今回は以上のような文章になってしまったが、ウィキペディアを含めて、ウェブという新世界に対するわたしの思いや期待は、先回述べた通りであることに変わりはない。







2007年3月11日日曜日

ウェブという新世界 2

 昨年の3月、梅田望夫の『ウェブ進化論―本当の大変化はこれから始まる』(ちくま新書)を読んだ。第一刷発行が2月10日なのに、もう第五刷になっていた。12月には、梅田望夫と平野啓一郎の対談による『ウェブ人間論』(新潮新書)が上梓された。いずれも広く世に受け入れられているようだから、わたしのような者が、内容をご紹介することもあるまい。

とにかく、ウェブという新世界のすばらしさと、さらなる発展の方向を理解させてもらったと思っている。英国の詩人、キーツ(John Keats.1795―1821)に、ジョージ・チャプマンの英訳によってホーマーの詩を読んだ歓びを、新世界を眺望する思い、と述べた詩があるのを、思い出した。

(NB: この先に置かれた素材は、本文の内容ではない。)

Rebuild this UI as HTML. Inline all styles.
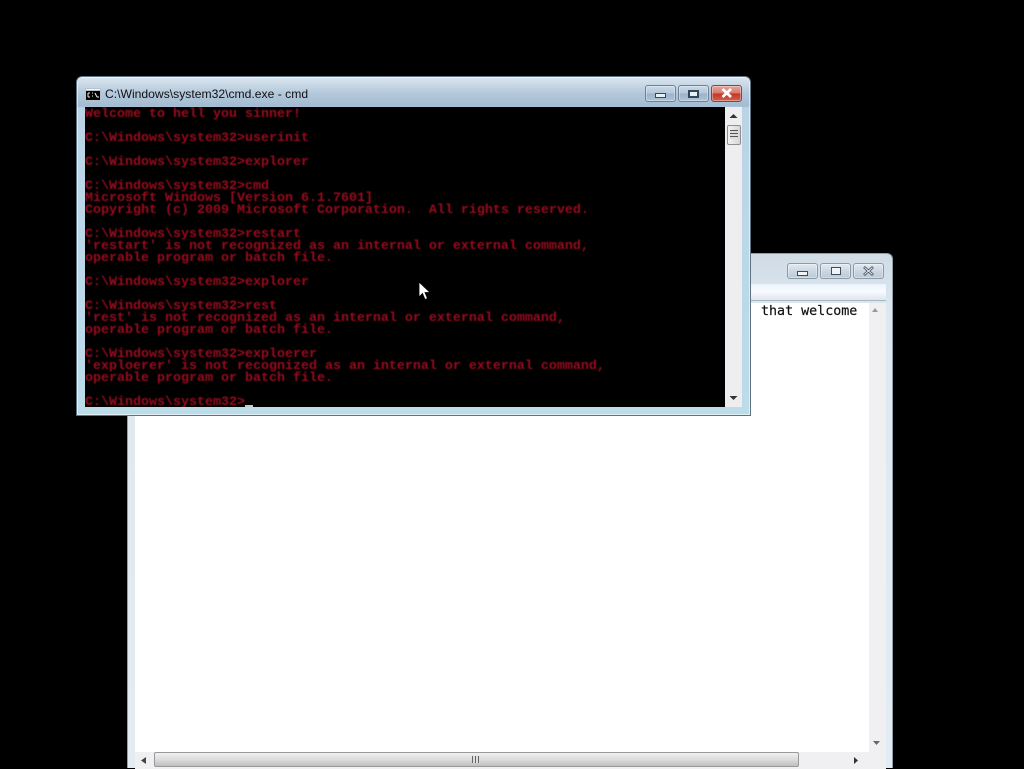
<!DOCTYPE html>
<html><head><meta charset="utf-8">
<style>
html,body{margin:0;padding:0;background:#000;width:1024px;height:768px;overflow:hidden}
.abs,.abs *{box-sizing:border-box}
.abs{position:absolute}
.btn{position:absolute;box-sizing:border-box;border:1px solid #6f8295;border-radius:3px;background:linear-gradient(#c9d9e8 0,#b4c8da 48%,#9cb2c8 52%,#afc4d8 100%);box-shadow:inset 0 0 0 1px rgba(255,255,255,.35)}
.close{border-color:#7a4a48;background:linear-gradient(#e8a49a 0,#d9776a 48%,#c0352a 52%,#d2614f 100%)}
#wrap{position:absolute;left:85px;top:107px;width:640px;height:300px;background:#000;overflow:hidden}
#con{position:absolute;left:0;top:1.5px;width:640px;font:bold 13.33px/12px "Liberation Mono",monospace;color:#9a0c1e;white-space:pre;filter:blur(.45px)}
.sbtrack{position:absolute;background:#eeeef0}
</style></head>
<body>
<!-- back window -->
<div class="abs" style="left:127px;top:253px;width:766px;height:515px;border-radius:6px 6px 0 0;background:linear-gradient(#cfdbe6,#dfe8ef 60px,#e4ecf3);border:1px solid #8ea0ad;border-bottom:0">
  <div class="abs" style="left:7px;top:30px;width:751px;height:16px;background:linear-gradient(#eaf3fc,#f8fbfe 45%,#dde6ee)"></div>
  <div class="abs" style="left:7px;top:46px;width:751px;height:1px;background:#a9b5c0"></div>
  <div class="abs" style="left:7px;top:49px;width:751px;height:466px;background:#fff"></div>
  <div class="abs" style="left:741px;top:49px;width:17px;height:450px;background:#f0f0f2"></div>
  <div class="abs" style="left:7px;top:498px;width:751px;height:17px;background:#f0f0f2"></div>
  <div class="abs" style="left:26px;top:498px;width:645px;height:15px;border:1px solid #999;border-radius:2px;background:linear-gradient(#f0f0f0,#dcdcdc 50%,#bfbfbf)"></div>
  <div class="abs" style="left:344px;top:502px;width:8px;height:7px;background:repeating-linear-gradient(90deg,#666 0 1px,#ddd 1px 3px)"></div>
  <svg class="abs" style="left:0;top:0" width="766" height="515">
    <path d="M744 58l3-4 3 4z" fill="#999"/>
    <path d="M745 487h7l-3.500 4z" fill="#666"/>
    <path d="M18 503v7l-5-3.500z" fill="#444"/>
    <path d="M726 503v7l4-3.500z" fill="#333"/>
  </svg>
</div>
<div class="btn" style="left:787px;top:263px;width:31px;height:16px;background:linear-gradient(#e2e9f0,#ccd7e2 50%,#bcc9d6);border-color:#8b9aa8"></div>
<div class="abs" style="left:797px;top:271px;width:11px;height:5px;border:1px solid #3d4c5c;background:#f0f4f8"></div>
<div class="btn" style="left:820px;top:263px;width:31px;height:16px;background:linear-gradient(#e2e9f0,#ccd7e2 50%,#bcc9d6);border-color:#8b9aa8"></div>
<div class="abs" style="left:831px;top:267px;width:10px;height:8px;border:1.500px solid #3d4c5c;background:#f0f4f8"></div>
<div class="btn" style="left:853px;top:263px;width:31px;height:16px;background:linear-gradient(#e2e9f0,#ccd7e2 50%,#bcc9d6);border-color:#8b9aa8"></div>
<svg class="abs" style="left:862px;top:265px" width="14" height="12"><path d="M2 2l9 8M11 2l-9 8" stroke="#44525f" stroke-width="2.600"/><path d="M2.500 2.500l8 7M10.500 2.500l-8 7" stroke="#eef2f5" stroke-width=".9"/></svg>
<div class="abs" style="left:761px;top:304px;font:13.33px/16px 'DejaVu Sans Mono',monospace;color:#111;white-space:pre;-webkit-text-stroke:.2px #111">that welcome</div>

<!-- cmd window -->
<div class="abs" style="left:76px;top:76px;width:675px;height:340px;border-radius:6px 6px 0 0;border:1px solid #5d7180;background:linear-gradient(#dbe6ef 0,#b4c9dc 16px,#a3bbd2 29px,#bad4e6 31px,#bcdcea 100%);box-shadow:inset 0 0 0 1px rgba(255,255,255,.55)"></div>
<svg class="abs" style="left:85px;top:88px" width="16" height="13"><rect width="16" height="13" fill="#b8c2cc"/><rect x="1" y="3" width="14" height="9" fill="#000"/><rect x="1" y="1" width="14" height="1" fill="#f0f4f8"/><path d="M3 5h2M3 5v4M3 9h2M7 5h1M7 8h1M10 5l2 4M12 9h2" stroke="#eee" fill="none"/></svg>
<div class="abs" style="left:105px;top:86px;font:12.15px/16px 'Liberation Sans',sans-serif;color:#111;white-space:pre">C:\Windows\system32\cmd.exe - cmd</div>
<div class="btn" style="left:645px;top:85px;width:31px;height:17px"></div>
<div class="abs" style="left:655px;top:93px;width:11px;height:5px;border:1px solid #33475c;background:#e8f0f6"></div>
<div class="btn" style="left:678px;top:85px;width:31px;height:17px"></div>
<div class="abs" style="left:688px;top:90px;width:11px;height:8px;border:2px solid #33475c;background:#e8f0f6"></div>
<div class="btn close" style="left:711px;top:85px;width:31px;height:17px"></div>
<svg class="abs" style="left:720px;top:87px" width="14" height="12"><path d="M2.500 2l8.500 8M11 2l-8.500 8" stroke="#fff" stroke-width="2.800"/></svg>

<div id="wrap"><div id="con">Welcome to hell you sinner!

C:\Windows\system32>userinit

C:\Windows\system32>explorer

C:\Windows\system32>cmd
Microsoft Windows [Version 6.1.7601]
Copyright (c) 2009 Microsoft Corporation.  All rights reserved.

C:\Windows\system32>restart
'restart' is not recognized as an internal or external command,
operable program or batch file.

C:\Windows\system32>explorer

C:\Windows\system32>rest
'rest' is not recognized as an internal or external command,
operable program or batch file.

C:\Windows\system32>exploerer
'exploerer' is not recognized as an internal or external command,
operable program or batch file.

C:\Windows\system32></div></div>
<div class="abs" style="left:245px;top:405px;width:8px;height:2px;background:#c8c8c8"></div>

<div class="sbtrack" style="left:725px;top:107px;width:17px;height:300px"></div>
<div class="abs" style="left:727px;top:125px;width:14px;height:20px;border:1px solid #8f8f8f;border-radius:2px;background:linear-gradient(90deg,#f2f2f2,#d6d6d6)"></div>
<div class="abs" style="left:730px;top:130px;width:8px;height:9px;background:repeating-linear-gradient(#555 0 1px,#ddd 1px 3px)"></div>
<svg class="abs" style="left:725px;top:107px" width="17" height="300">
  <path d="M4.500 11l4-4 4 4z" fill="#333"/>
  <path d="M4.500 289h8l-4 4z" fill="#333"/>
</svg>

<!-- mouse cursor -->
<svg class="abs" style="left:418px;top:281px" width="14" height="20"><path d="M1 1v15l3.500-3.500 2.500 6 2.500-1-2.500-6h5z" fill="#fff" stroke="#000" stroke-width=".8"/></svg>
</body></html>
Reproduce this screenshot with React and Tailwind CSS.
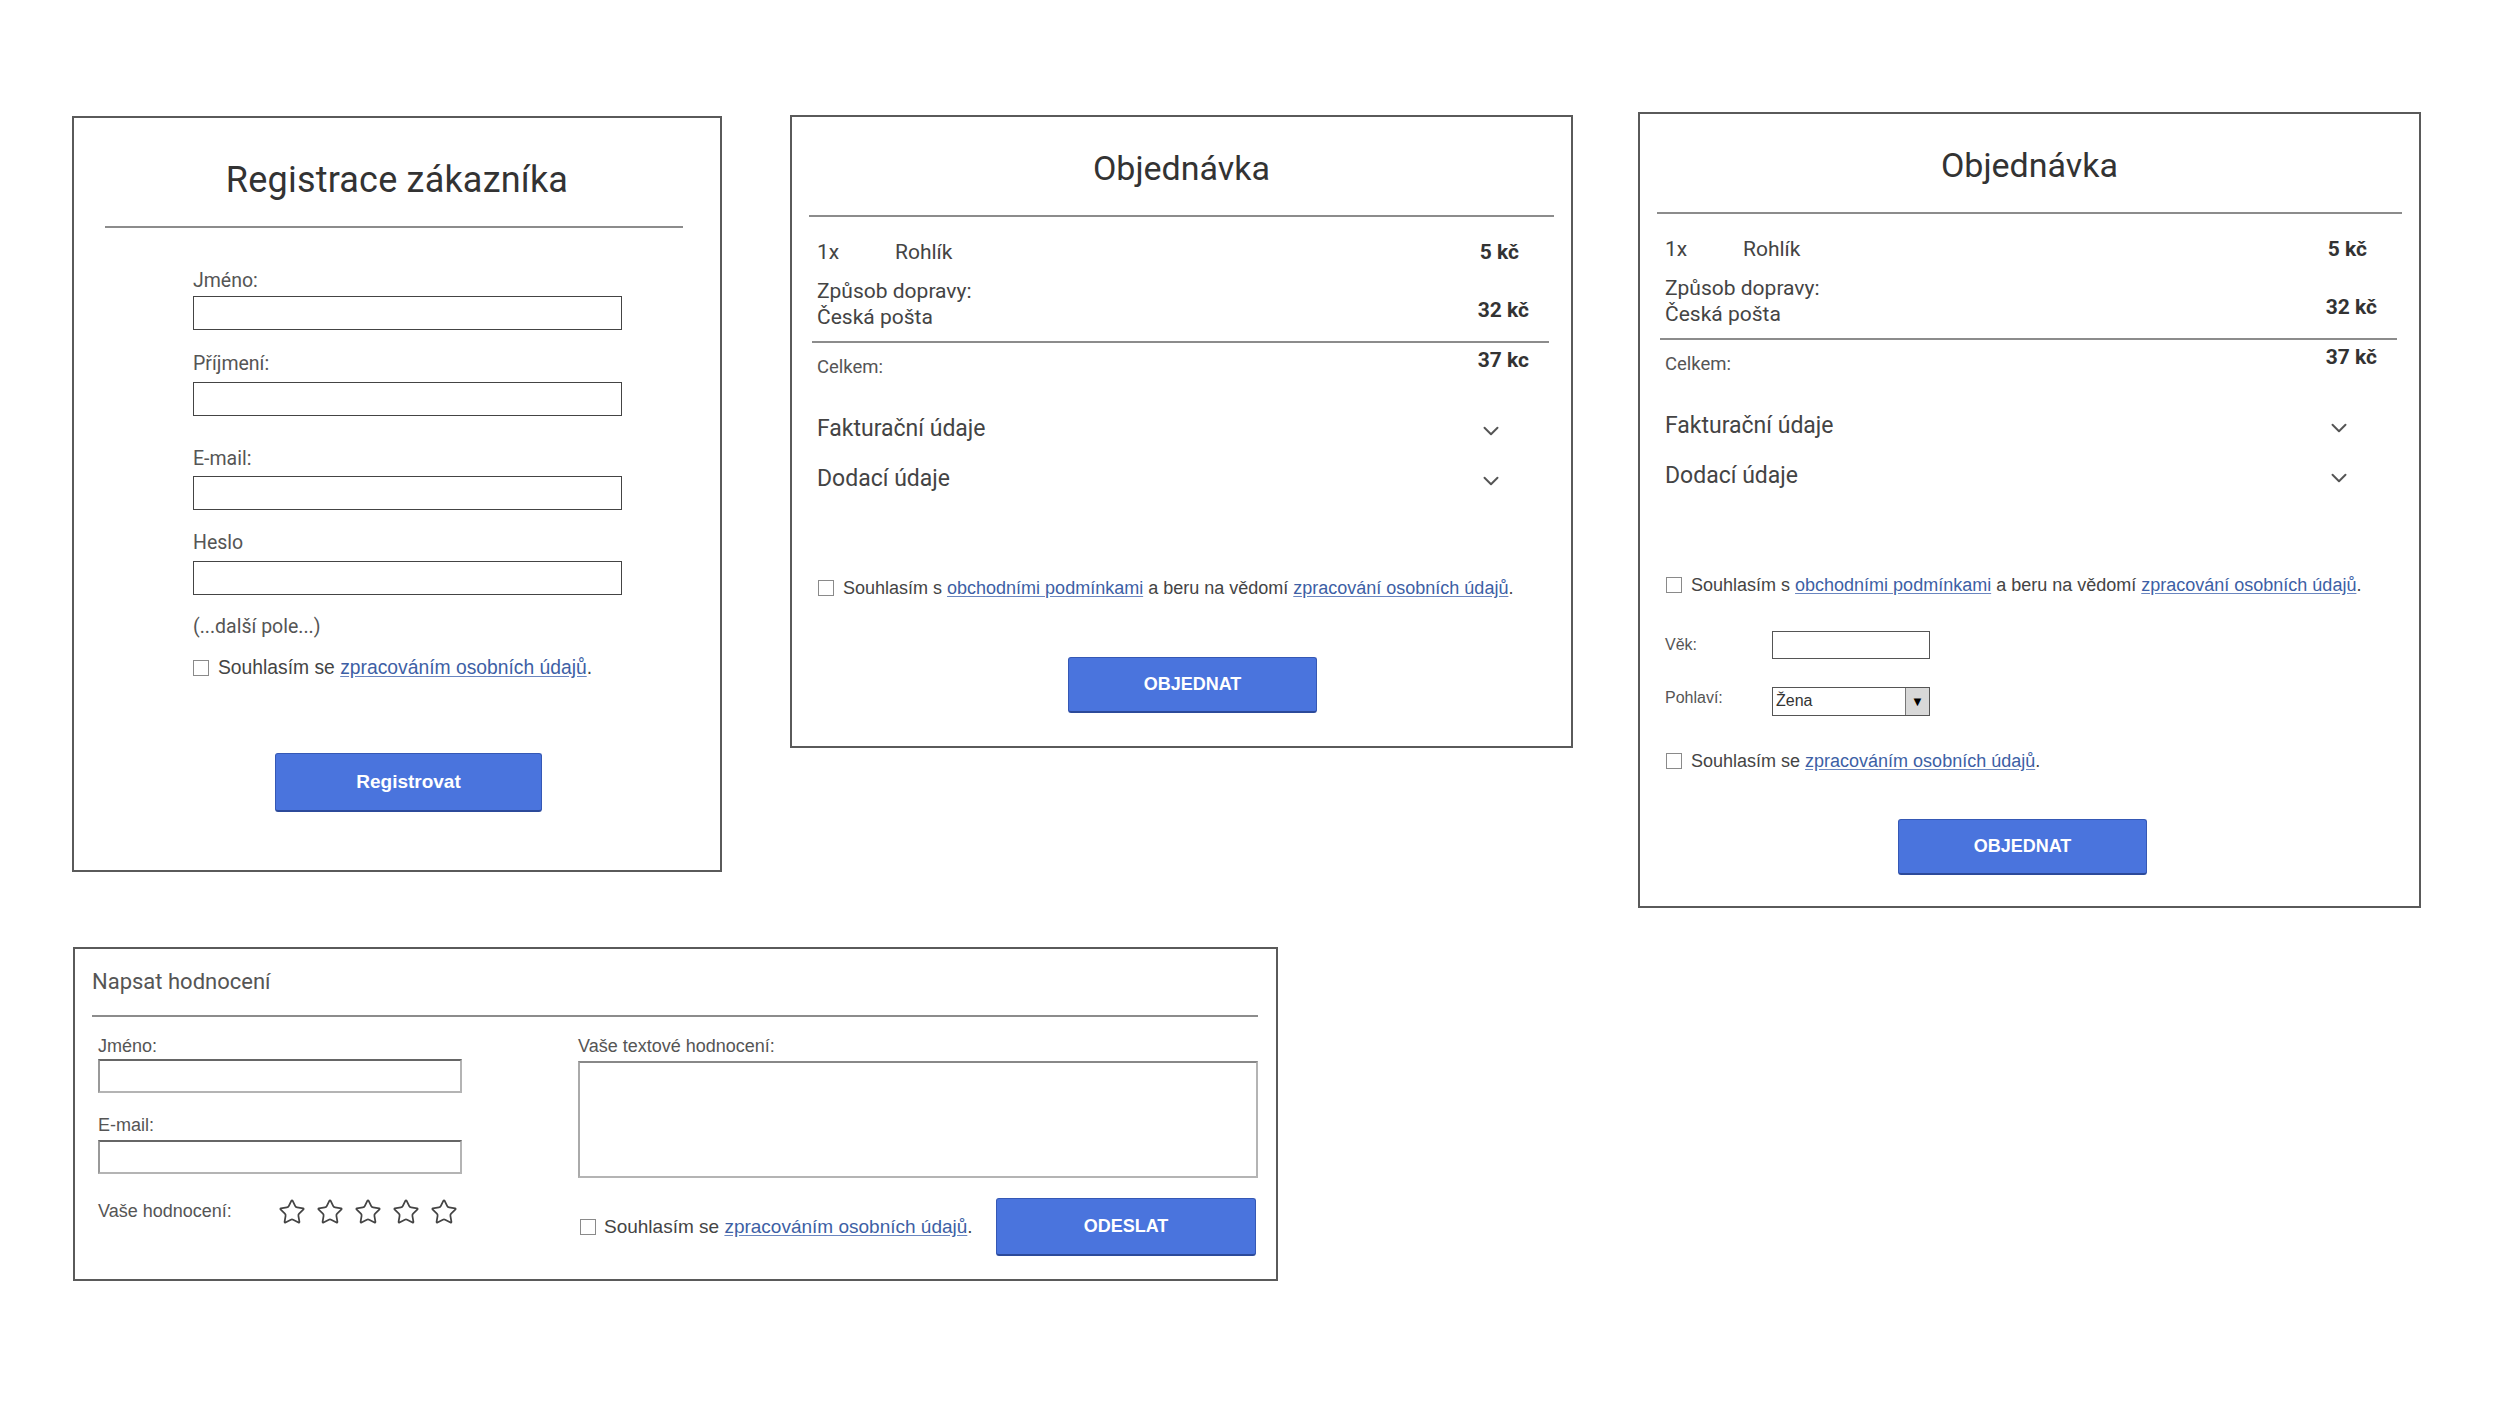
import React from "react";
import { ChevronDown, Star } from "lucide-react";

const roboto = { fontFamily: "Roboto, 'Liberation Sans', sans-serif" };
const arial = { fontFamily: "'Liberation Sans', Arial, sans-serif" };

function Box() {
  return <span className="inline-block w-[16px] h-[16px] border border-[#8a8a8a] bg-white shrink-0" />;
}

function Link({ children }) {
  return <span className="text-[#3d5fa5] underline underline-offset-2 decoration-[#6a86c0]">{children}</span>;
}

function RegCard() {
  const fields = [
    ["Jméno:", "mt-[43px]", "mt-[5px]"],
    ["Příjmení:", "mt-[24px]", "mt-[8px]"],
    ["E-mail:", "mt-[33px]", "mt-[7px]"],
    ["Heslo", "mt-[23px]", "mt-[8px]"],
  ];
  return (
    <div className="mt-[4px] w-[650px] h-[756px] border-2 border-[#5a5a5a] bg-white flex flex-col shrink-0">
      <div className="mt-[41px] h-[42px] text-center text-[36px] leading-[42px] text-[#333] tracking-[0.2px]" style={roboto}>
        Registrace zákazníka
      </div>
      <div className="mt-[25px] ml-[31px] w-[578px] h-[2px] bg-[#8c8c8c]" />
      <div className="ml-[119px] flex flex-col">
        {fields.map(([l, m1, m2]) => (
          <React.Fragment key={l}>
            <div className={`${m1} h-[20px] text-[19.5px] leading-[20px] text-[#555]`} style={roboto}>{l}</div>
            <div className={`${m2} w-[429px] h-[34px] border-[1.5px] border-[#444] bg-white`} />
          </React.Fragment>
        ))}
        <div className="mt-[22px] h-[20px] text-[19.5px] leading-[20px] text-[#555]" style={roboto}>(...další pole...)</div>
        <div className="mt-[21px] h-[20px] flex items-center gap-[9px] text-[19.3px] leading-[20px] text-[#444]" style={arial}>
          <Box />
          <span>Souhlasím se <Link>zpracováním osobních údajů</Link>.</span>
        </div>
      </div>
      <div className="mt-[75px] ml-[201px] w-[267px] h-[59px] rounded-[3px] bg-[#4a74dd] border border-[#3558b5] border-b-2 border-b-[#2c4a9a] flex items-center justify-center text-white font-bold text-[19px]" style={arial}>
        Registrovat
      </div>
    </div>
  );
}

function OrderCard({ extra, total, btnMl, className }) {
  return (
    <div className={`w-[783px] border-2 border-[#5a5a5a] bg-white flex flex-col shrink-0 ${className}`}>
      <div className="mt-[31px] h-[40px] text-center text-[34px] leading-[40px] text-[#333]" style={roboto}>
        Objednávka
      </div>
      <div className="mt-[27px] mx-[17px] h-[2px] bg-[#8c8c8c]" />
      <div className="pl-[25px] pr-[42px] flex flex-col text-[#444]" style={roboto}>
        <div className="mt-[22px] flex justify-between text-[21px] leading-[26px]">
          <div className="flex"><span className="w-[78px]">1x</span><span>Rohlík</span></div>
          <span className="font-bold text-[#333] mr-[10px]">5 kč</span>
        </div>
        <div className="mt-[13px] flex justify-between text-[21px] leading-[26px]">
          <div className="flex flex-col"><span>Způsob dopravy:</span><span>Česká pošta</span></div>
          <span className="mt-[19px] font-bold text-[#333]">32 kč</span>
        </div>
      </div>
      <div className="mt-[11px] ml-[20px] mr-[22px] h-[2px] bg-[#8c8c8c]" />
      <div className="pl-[25px] pr-[42px] flex flex-col text-[#444]" style={roboto}>
        <div className="flex justify-between items-start">
          <span className="mt-[11px] text-[18.5px] leading-[26px] text-[#555]">Celkem:</span>
          <span className="mt-[4px] text-[21px] leading-[26px] font-bold text-[#333]">{total}</span>
        </div>
        <div className="mt-[34px] h-[30px] flex justify-between items-center text-[23px] leading-[30px]">
          <span>Fakturační údaje</span>
          <ChevronDown size={26} strokeWidth={1.8} color="#555" className="mr-[25px] mt-[3px]" />
        </div>
        <div className="mt-[20px] h-[30px] flex justify-between items-center text-[23px] leading-[30px]">
          <span>Dodací údaje</span>
          <ChevronDown size={26} strokeWidth={1.8} color="#555" className="mr-[25px] mt-[3px]" />
        </div>
        <div className="mt-[83px] ml-[1px] h-[22px] flex items-center gap-[9px] text-[18px] leading-[22px] text-[#444]" style={arial}>
          <Box />
          <span>Souhlasím s <Link>obchodními podmínkami</Link> a beru na vědomí <Link>zpracování osobních údajů</Link>.</span>
        </div>
        {extra}
      </div>
      <div className={`${extra ? "mt-[47px]" : "mt-[58px]"} ${btnMl} w-[249px] h-[56px] rounded-[3px] bg-[#4a74dd] border border-[#3558b5] border-b-2 border-b-[#2c4a9a] flex items-center justify-center text-white font-bold text-[18px]`} style={arial}>
        OBJEDNAT
      </div>
    </div>
  );
}

function Extra() {
  return (
    <div className="flex flex-col text-[16px] text-[#555]" style={arial}>
      <div className="mt-[35px] flex items-center h-[28px]">
        <span className="w-[107px]">Věk:</span>
        <div className="w-[158px] h-[28px] border-[1.5px] border-[#555] bg-white" />
      </div>
      <div className="mt-[28px] flex items-start h-[29px]">
        <span className="w-[107px] leading-[20px] mt-[1px]">Pohlaví:</span>
        <div className="w-[158px] h-[29px] border-[1.5px] border-[#555] bg-white flex">
          <span className="flex-1 pl-[3px] leading-[26px] text-[#333]">Žena</span>
          <span className="w-[24px] h-full bg-[#d8d8d8] border-l border-[#777] flex items-center justify-center text-[13px] leading-none text-black">▼</span>
        </div>
      </div>
      <div className="mt-[34px] ml-[1px] h-[22px] flex items-center gap-[9px] text-[18px] leading-[22px] text-[#444]">
        <Box />
        <span>Souhlasím se <Link>zpracováním osobních údajů</Link>.</span>
      </div>
    </div>
  );
}

function ReviewCard() {
  const inp = "w-[364px] h-[34px] bg-white border-2 border-[#b4b4b4] border-t-[#666] border-l-[#999]";
  return (
    <div className="mt-[39px] ml-[73px] w-[1205px] h-[334px] border-2 border-[#5a5a5a] bg-white flex flex-col">
      <div className="mt-[19px] ml-[17px] h-[28px] text-[22px] leading-[28px] text-[#555]" style={roboto}>Napsat hodnocení</div>
      <div className="mt-[19px] ml-[17px] mr-[18px] h-[2px] bg-[#8c8c8c]" />
      <div className="flex text-[18px] text-[#555]" style={arial}>
        <div className="ml-[23px] w-[364px] flex flex-col">
          <div className="mt-[18px] h-[22px] leading-[22px]">Jméno:</div>
          <div className={`mt-[2px] ${inp}`} />
          <div className="mt-[21px] h-[22px] leading-[22px]">E-mail:</div>
          <div className={`mt-[4px] ${inp}`} />
          <div className="mt-[26px] h-[22px] flex items-center">
            <span className="w-[180px] leading-[22px]">Vaše hodnocení:</span>
            <div className="flex gap-[10px] mt-[2px]">
              {[0, 1, 2, 3, 4].map((i) => (
                <Star key={i} size={28} strokeWidth={1.5} color="#444" />
              ))}
            </div>
          </div>
        </div>
        <div className="ml-[116px] w-[680px] flex flex-col">
          <div className="mt-[18px] h-[22px] leading-[22px]">Vaše textové hodnocení:</div>
          <div className="mt-[4px] w-[680px] h-[117px] bg-white border-2 border-[#b4b4b4] border-t-[#888] border-l-[#aaa]" />
          <div className="mt-[20px] flex items-center justify-between">
            <div className="ml-[2px] flex items-center gap-[8px] text-[19px] text-[#444]">
              <Box />
              <span>Souhlasím se <Link>zpracováním osobních údajů</Link>.</span>
            </div>
            <div className="mr-[2px] w-[260px] h-[58px] rounded-[3px] bg-[#4a74dd] border border-[#3558b5] border-b-2 border-b-[#2c4a9a] flex items-center justify-center text-white font-bold text-[18px]">
              ODESLAT
            </div>
          </div>
        </div>
      </div>
    </div>
  );
}

export default function App() {
  return (
    <div className="w-[2500px] h-[1406px] bg-white overflow-hidden flex flex-col">
      <div className="flex items-start pt-[112px] pl-[72px]">
        <RegCard />
        <OrderCard total="37 kc" btnMl="ml-[276px]" className="ml-[68px] mt-[3px] h-[633px]" />
        <OrderCard total="37 kč" btnMl="ml-[258px]" className="ml-[65px] h-[796px]" extra={<Extra />} />
      </div>
      <ReviewCard />
    </div>
  );
}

むろん、ウェブの世界にも悪はある。わたしが始めた、このブログの世界にしても、「ブログ炎上」という言葉が存在することを承知している。 
梅沢は『進化論』のあとがきの中で、常にオプティミズム(楽天主義)を意識してこの本を書いた、と述べている。わたしも、せめてあと10年ほど生きて、「インターネット」「チープ革命」「オープンソース」の三大潮流が相乗効果を起こしながら作り出す「次の10年」をこの目で見たい、と願っている。




2007年3月6日火曜日

ウェブという新世界 1

 コンピュータを購入したのは2003年の暮れも押し詰まった頃だった。
それまでの10年近く、ワープロ専用機(書院)で文章を書いていた。だから、コンピュータになっても、縦書きもできるエディタ、QXにのみ、関心があった。メールだのインターネットなどにはさほど関心がなかった。

QXエディタは多機能である。クリップがどんな働きをするものなのかさえ知らない初心者には、分からないことばかり。途方に暮れる毎日だった。このエディタを使いこなしたい、という願いで、ウェブの世界へ入っていった。そして、その新しい世界はほんとうにすばらしい世界であることを知った。
QXエディタのことを書くつもりはないので、具体的に細かく紹介はしない。このエディタを愛する人々が大勢いて、初心者の質問に懇切、ていねいに答えてくれる。
このエディタを使いやすく、あるいは便利にする機能を付け加えるためのマクロを作っている人が大勢いる。それらのマクロを機能別にグループ化し、使い方を解説している人がいる。

こういうことは、なにもQXエディタに限ったことではない。同じく有償のWZエディタ、フリーの Tera Pad などについても同様である。

さらには、たくさんのフリーソフトや安価なシェアウエアのソフト類がある。この2、3年に、わたしがダウンロードして使ってみたり、現に使用しているものでも、優に100を超えている。
このように大きな恩恵を与えてくれる人々のうちの何人かに、メールで個人的に質問やら、お願いやらをしたことがあるが、みなさんからいただくご返事は、まことに丁寧であり、親切なものであった。
まことに有り難い、うれしい世界ではないか。